The news that Yahoo was rewarding diligent white hat hackers who identified security flaws for the tech giant a $12.50 discount in its online store should scare anyone who uses the search engine firm’s services, especially email.
Security group High-Tech Bridge identified four bugs with Yahoo services – a reflected XSS vulnerability affecting the marketingsolutions.yahoo.com domain and three more affecting the ecom.yahoo.com and adserver.yahoo.com domains.
Yahoo told the company the first had already been reported, but thanked it kindly for notifying Yahoo of the other three, which had the potential to compromise any @yahoo.com email account.
Fixing these bugs was only worth a t-shirt and a measly $12.50 per report, apparently.
Now, let’s compare that to other companies’ rewards. Google – which has the security of gmail and Chrome to protect – recently upped its reward of $1,000 per report to $5,000.
That’s without additional bonuses for when hackers really save the search engine giant’s bacon.
Facebook pays a minimum reward of $500 for each bug reported to its team (though did not pay Khalil Shreateh, who posted on Mark Zuckerberg’s wall to demonstrate a bug after he was ignored by the security team).
Director of Yahoo Paranoid (which deals with attacks on the business), Ramses Martinez, effectively told CBR that people who complained about his policy were being ungrateful.
He said that when he joined, there was no formal procedure for rewarding such hackers – instead "I started sending a t-shirt as a personal ‘thanks’. It wasn’t a policy, I just thought it would be nice to do something beyond an email. I even bought the shirts with my own money."
Poor old Martinez. Though he clearly wants to be a good guy and demonstrate Yahoo’s thanks for the report, he’s just not thinking with his head. How many of those who reported bugs for such a crummy reward went and took the time to find another one, I wonder?

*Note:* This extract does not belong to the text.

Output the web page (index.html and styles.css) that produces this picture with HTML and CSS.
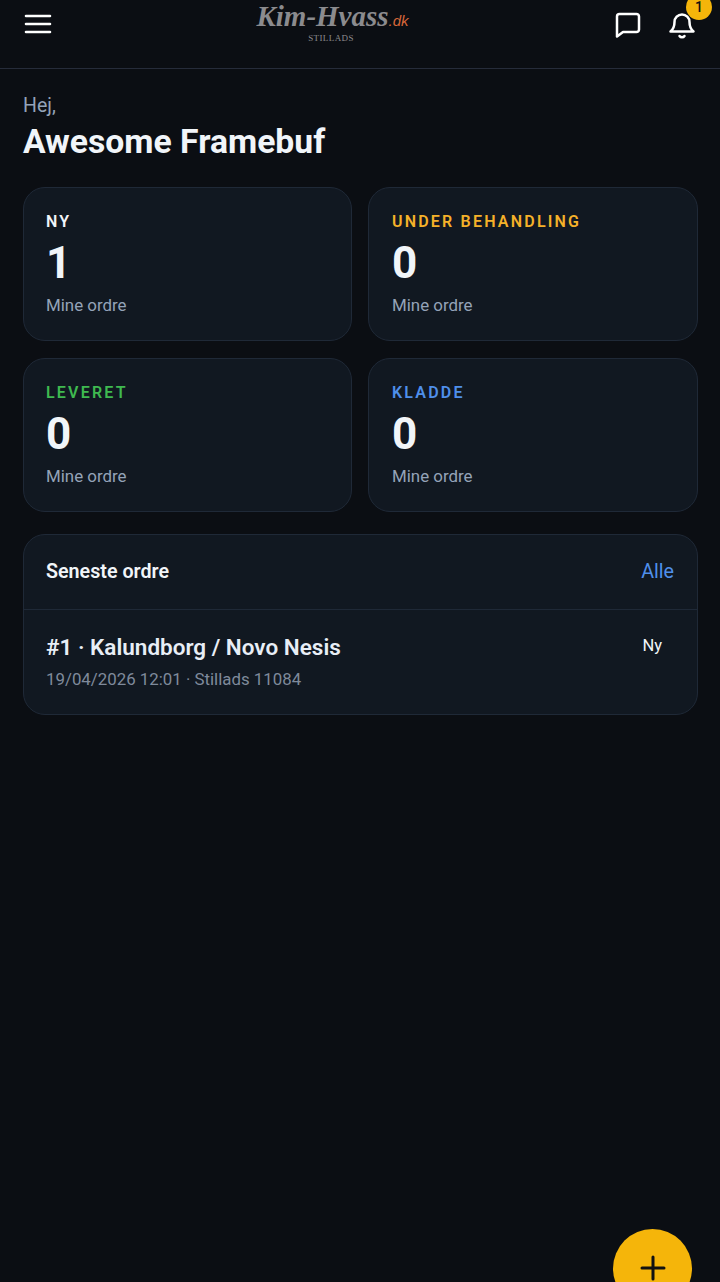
FILE: index.html
```html
<!DOCTYPE html>
<html lang="da">
<head>
    <meta charset="UTF-8">
    <meta name="viewport" content="width=device-width, initial-scale=1.0">
    <title>Kim-Hvass Stillads</title>
    <link rel="stylesheet" href="styles.css">
</head>
<body>
    <!-- Topbar -->
    <header class="topbar">
        <button class="icon-btn menu-btn" aria-label="Menu">
            <svg width="30" height="30" viewBox="0 0 30 30" fill="none" stroke="#fff" stroke-width="2.6" stroke-linecap="round">
                <path d="M3 7h24M3 15h24M3 23h24"/>
            </svg>
        </button>
        <div class="logo">
            <div class="logo-name">Kim-Hvass<span class="logo-tld">.dk</span></div>
            <div class="logo-sub">STILLADS</div>
        </div>
        <div class="topbar-actions">
            <button class="icon-btn" aria-label="Beskeder">
                <svg width="30" height="30" viewBox="0 0 30 30" fill="none" stroke="#fff" stroke-width="2.5" stroke-linejoin="round">
                    <path d="M4 7.500a2.500 2.500 0 0 1 2.500-2.500h17a2.500 2.500 0 0 1 2.500 2.500v13a2.500 2.500 0 0 1-2.500 2.500H10l-6 4.500z"/>
                </svg>
            </button>
            <button class="icon-btn bell-btn" aria-label="Notifikationer">
                <svg width="30" height="30" viewBox="0 0 30 30" fill="none" stroke="#fff" stroke-width="2.5" stroke-linecap="round" stroke-linejoin="round">
                    <path d="M7.500 13a7.500 7.500 0 0 1 15 0c0 5 1 7 4 9.500h-23c3-2.500 4-4.500 4-9.500z"/>
                    <path d="M12.500 27a3 3 0 0 0 5 0"/>
                </svg>
                <span class="badge">1</span>
            </button>
        </div>
    </header>

    <main class="content">
        <div class="greeting">Hej,</div>
        <h1 class="user-name">Awesome Framebuf</h1>

        <!-- Status kort -->
        <section class="stat-grid">
            <div class="stat-card">
                <div class="stat-label">NY</div>
                <div class="stat-value">1</div>
                <div class="stat-sub">Mine ordre</div>
            </div>
            <div class="stat-card">
                <div class="stat-label label-amber">UNDER BEHANDLING</div>
                <div class="stat-value">0</div>
                <div class="stat-sub">Mine ordre</div>
            </div>
            <div class="stat-card">
                <div class="stat-label label-green">LEVERET</div>
                <div class="stat-value">0</div>
                <div class="stat-sub">Mine ordre</div>
            </div>
            <div class="stat-card">
                <div class="stat-label label-blue">KLADDE</div>
                <div class="stat-value">0</div>
                <div class="stat-sub">Mine ordre</div>
            </div>
        </section>

        <!-- Seneste ordre -->
        <section class="recent">
            <div class="recent-head">
                <div class="recent-title">Seneste ordre</div>
                <a class="recent-link" href="#">Alle</a>
            </div>
            <div class="order-row">
                <div>
                    <div class="order-title">#1 · Kalundborg / Novo Nesis</div>
                    <div class="order-meta">19/04/2026 12:01 · Stillads 11084</div>
                </div>
                <div class="order-status">Ny</div>
            </div>
        </section>
    </main>

    <button class="fab" aria-label="Ny ordre">
        <svg width="30" height="30" viewBox="0 0 30 30" fill="none" stroke="#111" stroke-width="3" stroke-linecap="round">
            <path d="M15 4v22M4 15h22"/>
        </svg>
    </button>
</body>
</html>
```

FILE: styles.css
```css
* {
    margin: 0;
    padding: 0;
    box-sizing: border-box;
}

html, body {
    height: 100%;
    overflow: hidden;
}

body {
    font-family: Roboto, sans-serif;
    background: #0b0e13;
    color: #f1f5f9;
    position: relative;
}

button {
    background: none;
    border: 0;
    font-family: inherit;
}

/* Topbar */
.topbar {
    display: flex;
    justify-content: space-between;
    align-items: flex-start;
    height: 69px;
    padding: 9px 23px 0 23px;
    border-bottom: 1px solid #262c3a;
}

.icon-btn {
    display: block;
    width: 30px;
    height: 30px;
    position: relative;
}

.logo {
    margin-top: -9px;
    margin-left: -1px;
    text-align: center;
    color: #8b8b8e;
}

.logo-name {
    font-family: "Liberation Serif", serif;
    font-style: italic;
    font-weight: 700;
    font-size: 29px;
    line-height: 33px;
}

.logo-tld {
    font-family: "Liberation Sans", sans-serif;
    font-weight: 400;
    font-size: 15px;
    color: #d9673a;
}

.logo-sub {
    font-family: "Liberation Serif", serif;
    font-size: 9px;
    line-height: 11px;
    letter-spacing: 0.4px;
    margin-top: -4px;
    margin-right: 3px;
}

.topbar-actions {
    display: flex;
    gap: 24px;
}

.badge {
    position: absolute;
    top: -15px;
    left: 19px;
    width: 26px;
    height: 26px;
    border-radius: 50%;
    background: #f5b50a;
    color: #111;
    font-size: 14px;
    font-weight: 500;
    line-height: 26px;
    text-align: center;
}

/* Indhold */
.content {
    padding: 25px 22px 0 23px;
}

.greeting {
    color: #94a3b8;
    font-size: 19.500px;
    line-height: 24px;
}

.user-name {
    font-size: 33.700px;
    font-weight: 700;
    line-height: 38px;
    margin-top: 5px;
}

.stat-grid {
    display: grid;
    grid-template-columns: 329px 330px;
    column-gap: 16px;
    row-gap: 17px;
    margin-top: 26px;
}

.stat-card {
    height: 154px;
    padding: 24px 22px 0;
    background: #111821;
    border: 1px solid #1f2937;
    border-radius: 22px;
}

.stat-card:nth-child(even) {
    padding-left: 23px;
}

.stat-label {
    font-size: 16px;
    font-weight: 600;
    line-height: 20px;
    letter-spacing: 2.200px;
    color: #f1f5f9;
}

.label-amber {
    color: #f5b129;
}

.label-green {
    color: #3fb950;
}

.label-blue {
    color: #4f8fea;
}

.stat-value {
    font-size: 44px;
    font-weight: 700;
    line-height: 52px;
    margin-top: 5px;
}

.stat-sub {
    color: #94a3b8;
    font-size: 16.900px;
    line-height: 22px;
    margin-top: 5px;
}

/* Seneste ordre */
.recent {
    margin-top: 22px;
    background: #111821;
    border: 1px solid #1f2937;
    border-radius: 22px;
}

.recent-head {
    display: flex;
    justify-content: space-between;
    align-items: center;
    height: 75px;
    padding: 0 23px 0 22px;
    border-bottom: 1px solid #1f2937;
}

.recent-title {
    font-size: 19.700px;
    font-weight: 600;
    margin-top: -2px;
}

.recent-link {
    color: #4f8fea;
    font-size: 19.700px;
    margin-top: -2px;
    text-decoration: none;
}

.order-row {
    display: flex;
    justify-content: space-between;
    align-items: flex-start;
    height: 104px;
    padding: 22px 35px 0 22px;
}

.order-title {
    font-size: 22.500px;
    font-weight: 600;
    line-height: 30px;
    color: #e8eef6;
}

.order-meta {
    color: #7f8a9b;
    font-size: 16.850px;
    line-height: 22px;
    margin-top: 6px;
}

.order-status {
    color: #f1f5f9;
    font-size: 16.500px;
    line-height: 26px;
    margin-top: 1px;
}

/* Ny ordre knap */
.fab {
    position: absolute;
    left: 613px;
    top: 1229px;
    width: 79px;
    height: 79px;
    padding-bottom: 2px;
    border-radius: 50%;
    background: #f5b50a;
    display: flex;
    align-items: center;
    justify-content: center;
}
```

As High-Tech Bridge’s Ilia Kolochenko said: "Paying several dollars per vulnerability is a bad joke and won’t motivate people to report security vulnerabilities to them, especially when such vulnerabilities can be easily sold on the black market for a much higher price."
Yahoo is now offering rewards of $150 – $15,000 for bug reports, a policy it claims it is bringing forward from October 31 in response to the criticism it’s got.
But it should have been in place all the time – if you don’t feel confident about your email’s security, you won’t keep it running long.